The agency had until Nov. 29 to finalize regulations proposed a year before. Environmental groups urged the Cuomo administration to let the deadline pass and restart the process, which would add many more months to an environmental review process that started in 2008. The state has had a moratorium on shale development since the review began, while thousands of wells have brought an economic boost to Pennsylvania communities in the gas-rich Marcellus Shale region that also underlies southern New York and parts of Ohio and West Virginia.

West said low gas prices, the high cost of complying with New York’s stringent new regulations and fear of litigation are likely to dampen industry enthusiasm in the state, at least for the short term. He noted that environmental groups have vowed to challenge the state’s environmental review in court and seek a stay on issuance of permits while the litigation progresses.

A DEC spokeswoman didn’t immediately comment Wednesday.

West urged the contractors’ group to intervene in the litigation and oppose a stay on permits.

Mike Elmendorf, president of the contractors’ group, said members are frustrated by the slow pace and repeated delays in DEC’s regulatory process for shale gas development.

“We have members who have a large part of their workforce going to Pennsylvania because there are jobs there when there aren’t jobs in New York,” Elmendorf said. “Businesses in the Southern Tier have benefited from the shale gas boom across the border in Pennsylvania, but we shouldn’t be eating the leftovers. We should be at the table.”

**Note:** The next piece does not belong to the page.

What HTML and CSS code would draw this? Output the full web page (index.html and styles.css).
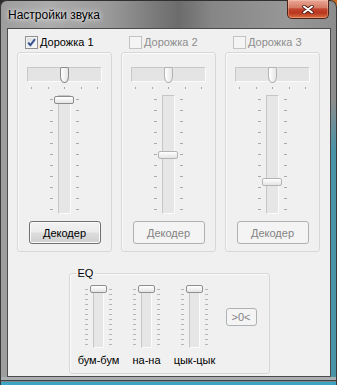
FILE: index.html
```html
<!DOCTYPE html>
<html lang="ru">

<head>
    <meta charset="UTF-8" />
    <meta name="viewport" content="width=device-width, initial-scale=1.0" />
    <title>Настройки звука</title>
    <link rel="stylesheet" href="styles.css">
</head>

<body>
    <div class="window">
        <div class="titlebar">
            <span class="title">Настройки звука</span>
            <button class="close" aria-label="Закрыть">
                <svg width="12" height="9" viewBox="0 0 12 9">
                    <path d="M2 1.5 L10 7.5 M10 1.5 L2 7.5" stroke="#4a1a12" stroke-width="3.6" stroke-linecap="round" fill="none" />
                    <path d="M2 1.5 L10 7.5 M10 1.5 L2 7.5" stroke="#ffffff" stroke-width="2" stroke-linecap="round" fill="none" />
                </svg>
            </button>
        </div>

        <div class="client">
            <div class="tracks">
                <!-- дорожка 1 -->
                <div class="track-col">
                    <label class="check">
                        <span class="box">
                            <svg width="9" height="9" viewBox="0 0 9 9">
                                <path d="M1.2 4.6 L3.4 7.2 L8 1.2" stroke="#34508f" stroke-width="1.9" fill="none" />
                            </svg>
                        </span>
                        Дорожка 1
                    </label>
                    <div class="panel">
                        <div class="hslider">
                            <div class="hchannel"><div class="hthumb"></div></div>
                            <div class="hticks"><i></i><i></i><i></i><i></i><i></i></div>
                        </div>
                        <div class="vslider">
                            <div class="vchannel"></div>
                            <div class="vthumb" style="top: 1px;"></div>
                        </div>
                        <button class="btn">Декодер</button>
                    </div>
                </div>
                <!-- дорожка 2 -->
                <div class="track-col off">
                    <label class="check"><span class="box"></span>Дорожка 2</label>
                    <div class="panel">
                        <div class="hslider">
                            <div class="hchannel"><div class="hthumb"></div></div>
                            <div class="hticks"><i></i><i></i><i></i><i></i><i></i></div>
                        </div>
                        <div class="vslider">
                            <div class="vchannel"></div>
                            <div class="vthumb" style="top: 56px;"></div>
                        </div>
                        <button class="btn" disabled>Декодер</button>
                    </div>
                </div>
                <!-- дорожка 3 -->
                <div class="track-col off">
                    <label class="check"><span class="box"></span>Дорожка 3</label>
                    <div class="panel">
                        <div class="hslider">
                            <div class="hchannel"><div class="hthumb"></div></div>
                            <div class="hticks"><i></i><i></i><i></i><i></i><i></i></div>
                        </div>
                        <div class="vslider">
                            <div class="vchannel"></div>
                            <div class="vthumb" style="top: 83px;"></div>
                        </div>
                        <button class="btn" disabled>Декодер</button>
                    </div>
                </div>
            </div>

            <fieldset class="eq">
                <legend>EQ</legend>
                <div class="eq-row">
                    <div class="eq-col">
                        <div class="eslider"><div class="echannel"></div><div class="ethumb"></div></div>
                        <span class="eq-label">бум-бум</span>
                    </div>
                    <div class="eq-col">
                        <div class="eslider"><div class="echannel"></div><div class="ethumb"></div></div>
                        <span class="eq-label">на-на</span>
                    </div>
                    <div class="eq-col">
                        <div class="eslider"><div class="echannel"></div><div class="ethumb"></div></div>
                        <span class="eq-label">цык-цык</span>
                    </div>
                    <button class="btn small" disabled>&gt;0&lt;</button>
                </div>
            </fieldset>
        </div>
    </div>
</body>

</html>
```

FILE: styles.css
```css
* {
    box-sizing: border-box;
}

body {
    margin: 0;
    background: linear-gradient(90deg, #2b2b2b 50%, #c8681c 50%);
    font-family: 'Liberation Sans', Arial, sans-serif;
    font-size: 11px;
}

/* окно в стиле Vista */
.window {
    width: 337px;
    height: 385px;
    display: flex;
    flex-direction: column;
    border-radius: 7px 7px 0 0;
    overflow: hidden;
    box-shadow: inset 0 1px 0 #303030, inset 1px 0 0 #3a3a3a, inset -1px 0 0 #3a3a3a;
    background-image:
        linear-gradient(to bottom, transparent 377px, #a9aeb0 377px 380px, #3d4245 380px 381px, #7d8689 381px 382px, #3ba5c4 382px),
        linear-gradient(to bottom, transparent 100px, #4a94a8 150px),
        linear-gradient(90deg, #9c9c9c 0, #acacac 14%, #9a9a9a 32%, #7a7a7a 46%, #6c6c6c 53%, #868686 63%, #979797 85%, #8c8c8c 100%);
    background-size: 100% 100%, 6px 100%, 100% 100%;
    background-position: 0 0, right top, 0 0;
    background-repeat: no-repeat;
}

.titlebar {
    height: 28px;
    flex: none;
    display: flex;
    justify-content: space-between;
    padding: 0 8px;
}

.title {
    margin-top: 9px;
    font-size: 12px;
    line-height: 1;
    color: #000;
    text-shadow: 0 0 7px #fff, 0 0 3px rgba(255, 255, 255, 0.7);
}

.close {
    width: 42px;
    height: 19px;
    padding: 0;
    display: flex;
    align-items: center;
    justify-content: center;
    border: 1px solid #4d2218;
    border-top: none;
    border-radius: 0 0 5px 5px;
    background: linear-gradient(#e9a795 0%, #d67c66 42%, #c2452d 50%, #b8361f 72%, #dc6f40 100%);
    box-shadow: inset 0 0 0 1px rgba(255, 220, 200, 0.35);
}

.client {
    margin: 0 6px 0 7px;
    height: 349px;
    flex: none;
    border: 1px solid #4b4b4b;
    background: #f0f0f0;
    padding-top: 7px;
}

.tracks {
    display: flex;
    gap: 9px;
    padding-left: 9px;
}

.track-col {
    width: 95px;
}

.check {
    display: flex;
    align-items: center;
    gap: 2px;
    height: 13px;
    line-height: 13px;
    margin: 0 0 3px 8px;
    color: #000;
}

.box {
    width: 13px;
    height: 13px;
    flex: none;
    display: flex;
    align-items: center;
    justify-content: center;
    border: 1px solid #8e8f8f;
    background: linear-gradient(135deg, #d7dade, #fbfbfb);
    box-shadow: inset 0 0 0 1px #f4f4f4;
}

.off .check {
    color: #8d8d8d;
}

.off .box {
    border-color: #c3c3c3;
    background: #f4f4f4;
    box-shadow: none;
}

/* рамка дорожки */
.panel {
    height: 200px;
    display: flex;
    flex-direction: column;
    align-items: center;
    padding-top: 14px;
    border: 1px solid #d7d7d7;
    border-radius: 3px;
    box-shadow: inset 1px 1px 0 #fbfbfb;
}

.hslider {
    width: 75px;
}

.hchannel {
    position: relative;
    height: 15px;
    background: #e4e4e4;
    border: 1px solid;
    border-color: #c8c8c8 #fbfbfb #fbfbfb #c8c8c8;
}

.hthumb {
    position: absolute;
    left: 32px;
    top: -1px;
    width: 9px;
    height: 16px;
    border: 1px solid #8b8b8b;
    border-radius: 2px 2px 4px 4px / 2px 2px 7px 7px;
    background: linear-gradient(90deg, #ffffff, #e6e6e6);
}

.hticks {
    display: flex;
    justify-content: space-between;
    height: 2px;
    margin-top: 5px;
    padding: 0 4px;
}

.hticks i {
    width: 1px;
    height: 2px;
    background: #a9a9a9;
}

.vslider {
    position: relative;
    width: 29px;
    height: 119px;
    margin-top: 6px;
    display: flex;
    justify-content: center;
    background-image:
        repeating-linear-gradient(to bottom, #a9a9a9 0 1px, transparent 1px 11px),
        repeating-linear-gradient(to bottom, #a9a9a9 0 1px, transparent 1px 11px);
    background-size: 3px 111px;
    background-position: 0 4px, 100% 4px;
    background-repeat: no-repeat;
}

.vchannel {
    width: 13px;
    height: 100%;
    background: #e6e6e6;
    border: 1px solid;
    border-color: #c6c6c6 #fbfbfb #fbfbfb #c6c6c6;
}

.vthumb {
    position: absolute;
    left: 4px;
    width: 20px;
    height: 8px;
    border: 1px solid #8b8b8b;
    border-radius: 2px;
    background: linear-gradient(#ffffff, #e4e4e4);
}

.off .hthumb,
.off .vthumb {
    border-color: #b3b3b3;
}

.btn {
    width: 72px;
    height: 23px;
    margin-top: 7px;
    padding: 0;
    font-family: 'Liberation Sans', Arial, sans-serif;
    font-size: 11px;
    color: #000;
    border: 1px solid #707070;
    border-radius: 3px;
    background: linear-gradient(#f2f2f2 0, #ebebeb 48%, #dddddd 52%, #cfcfcf 100%);
    box-shadow: inset 0 0 0 1px #fbfbfb;
}

.btn:disabled {
    color: #838383;
    border-color: #adb2b5;
    background: #f4f4f4;
    box-shadow: none;
}

/* эквалайзер */
.eq {
    width: 201px;
    margin: 15px auto 0;
    padding: 0 0 6px 5px;
    border: 1px solid #d7d7d7;
    border-radius: 3px;
    box-shadow: inset 1px 1px 0 #fbfbfb;
}

.eq legend {
    margin-left: 1px;
    padding: 0 2px;
    line-height: 13px;
    font-size: 11px;
    color: #000;
}

.eq-row {
    display: flex;
    margin-top: 5px;
}

.eq-col {
    width: 48px;
    display: flex;
    flex-direction: column;
    align-items: center;
}

.eslider {
    position: relative;
    width: 27px;
    height: 63px;
    display: flex;
    justify-content: center;
    background-image:
        repeating-linear-gradient(to bottom, #b5b5b5 0 1px, transparent 1px 5px),
        repeating-linear-gradient(to bottom, #b5b5b5 0 1px, transparent 1px 5px);
    background-size: 3px 56px;
    background-position: 0 4px, 100% 4px;
    background-repeat: no-repeat;
}

.echannel {
    width: 11px;
    height: 61px;
    margin-top: 2px;
    background: #e6e6e6;
    border: 1px solid;
    border-color: #c6c6c6 #fbfbfb #fbfbfb #c6c6c6;
}

.ethumb {
    position: absolute;
    top: 0;
    left: 5px;
    width: 17px;
    height: 8px;
    border: 1px solid #8e8e8e;
    border-radius: 2px;
    background: linear-gradient(#ffffff, #e4e4e4);
}

.eq-label {
    margin-top: 6px;
    line-height: 13px;
    color: #000;
}

.btn.small {
    width: 31px;
    height: 18px;
    margin: 23px 0 0 7px;
    align-self: flex-start;
}
```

Mike Atchie, a spokesman for Chesapeake Energy, said shale gas development brings business to companies involved in engineering, welding, road building, landscaping, fencing, trucking, aerial mapping and excavation, as well as suppliers of cement, sand, pumps, compressors, electrical equipment and solar panels.

Chris Iversen, president of Iversen Construction Corp. in Ontario County, asked if the work would be long-lasting or if there would be a boom-and-bust cycle. Energy companies moved much of their activity from Pennsylvania to Ohio and other areas this year in search of higher-priced “wet gas,” which includes petroleum products not found in the “dry gas” of the Marcellus region.

“We plan to be in this area long-term,” Atchie said. “Our time frame for drilling in the Marcellus will be decades.”

Shale gas development requires high-volume hydraulic fracturing, or fracking, of horizontally drilled wells thousands of feet deep. A high volume of chemically treated water mixed with sand is injected into wells to break up the underground shale and release the gas. Regulators and the industry say the method is safe when done according to state rules, but environmental groups and some scientists say not enough research has been done on air and water contamination or other health and environmental issues.

The DEC says it has addressed health concerns in its own study that outside experts are reviewing, but the agency has refused to publicly release any information about that study.